But because intrinsic locks are reentrant, if a thread tries to acquire a lock that it already holds, the request succeeds. Reentrancy means that locks are acquired on a per-thread rather than per-invocation basis.
So reentrancy in Java means that one does not need to reacquire a lock if an embedded code block needs the same lock. This is quite a departure from the functional programming use of the term which relates to Idempotence.
Even the wikipedia entry begs for some rethinking:
Therefore, reentrance is a stronger property than thread-safety and by definition results in it: every reentrant function is thread-safe, but not every thread-safe function is reentrant.

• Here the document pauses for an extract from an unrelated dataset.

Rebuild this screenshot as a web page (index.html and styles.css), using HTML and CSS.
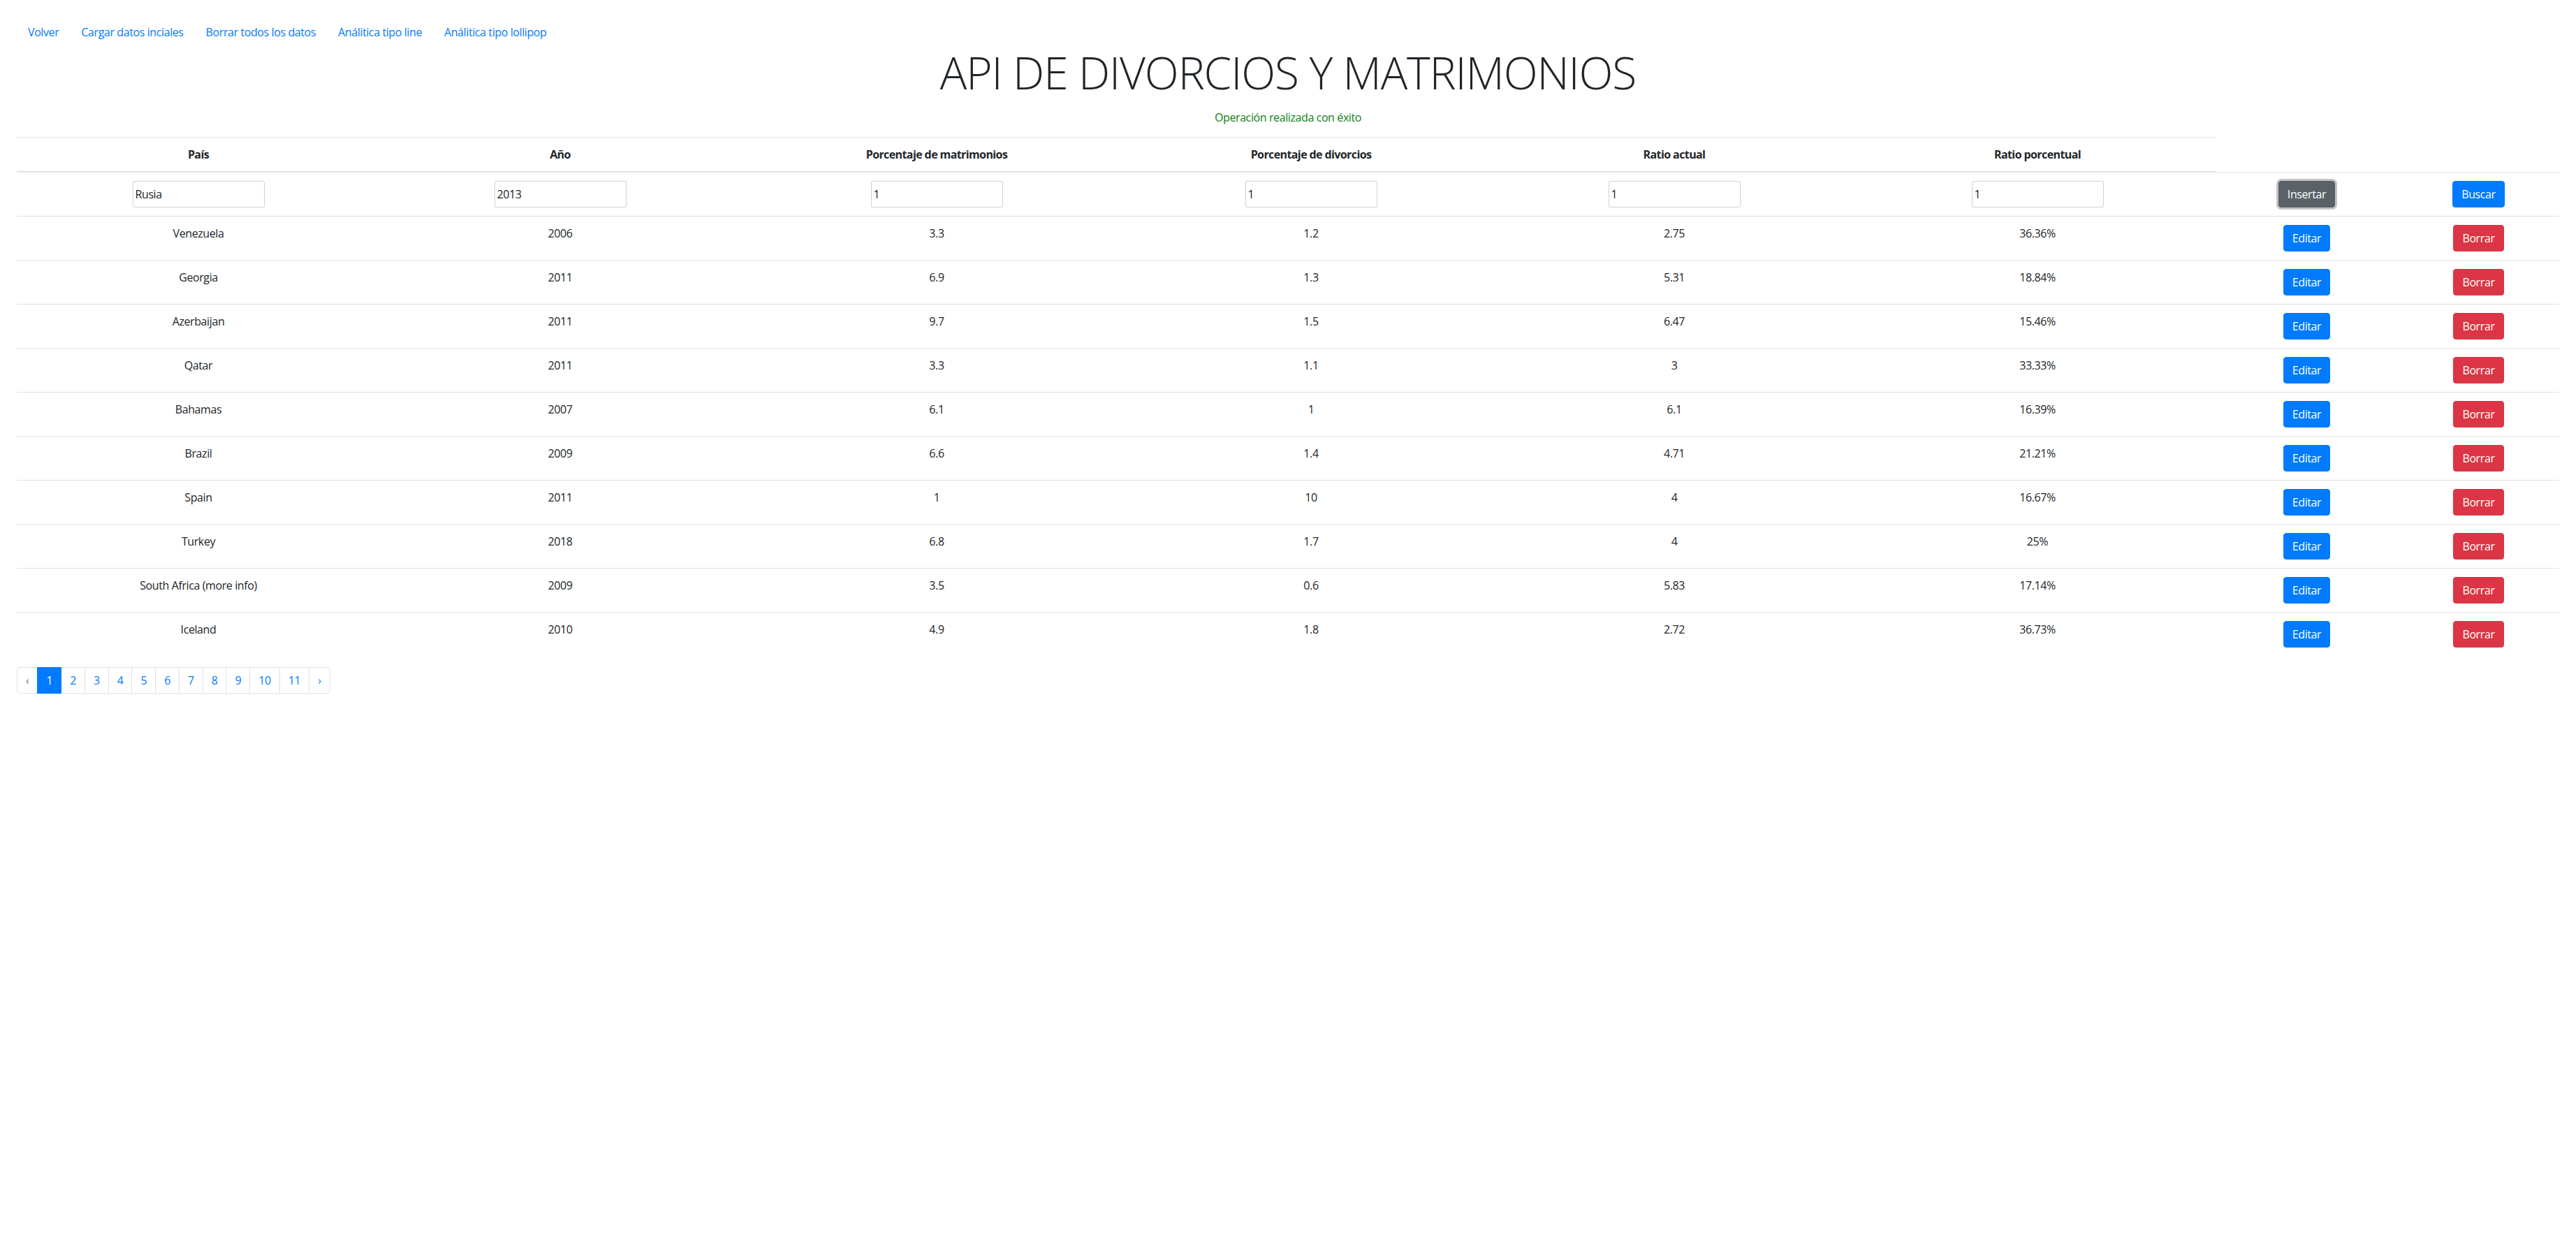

The way I see it reentrancy is a stricter form of the Law of demeter i.e. you can only play with toys (objects) pass into your methods. And even then, we need to qualify that play also means not mutating those object parameters.
I don't agree with the statements that Every threadsafe function is reentrant. A thread safe function in java can as a side effect mutate state. But reentrancy does not allow side effects; you can only return state changes by representing the side effects as return values.
Pho: I don't agree with the statements that Every threadsafe function is reentrant.
True, that is what the wiki entry also says rite? Every threadsafe function is *not* reentrant. However, in java, every threadsafe function indeed is reentrant because lock are taken on per thread basis(as Brian Goetz said) and so a thread acquiring a lock can re-enter in the function without worrying about how many threads are waiting for the lock.
Pho: A thread safe function in java can as a side effect mutate state.
Absolutely, infact a function is thread safe because it can mutate state without leaving the data in an inconsistent state in presence of multiple threads trying to execute the same code.
Pho:But reentrancy does not allow side effects
Why do you say so? I can change a global state from inside a reentrant function. isnt?
Reentrancy and thread-safety are two different behvaiors of any program however in java thread-safe programs can be reentrant without doing anything extra. In general, every reentrant function is threadsafe until and unless it behaves differently for different threads i.e. it does something like "if thread name is x then do this else do that, when thread x already has already entered once.". The reason being, if you have wrote a reentrant function then it means the function is prepared for more than one concurrent execution. [ January 27, 2008: Message edited by: Nitesh Kant ]
There seems to be an assumption in this thread that "reentrant" is a term restricted to the topic of threading. It isn't.
Java locks are reentrant. That means that a thread that already holds the lock can safely enter another block of code, synchronised using the same lock. Some other platforms do not have reentrant locks, and you somehow have to ensure you don't try to lock something you already locked (it's horrid).
But one can talk about reentrancy in other terms. For instance, even in a single-threaded program, one can have reentrant and non-reentrant methods. A reentrant method would be one that can safely be entered, even when the same method is in progress, further up the call stack (of the same thread). A non-reentrant method would not be safe to use in that way.
An example of a non-reentrant method would be one whose task is to write some text to a file. If that method were reentered, one would likely end up with a garbled mixture of two different bits of text. This sort of thing can happen in logging infrastructure, for instance.
Betty Rubble? Well, I would go with Betty... but I'd be thinking of Wilma.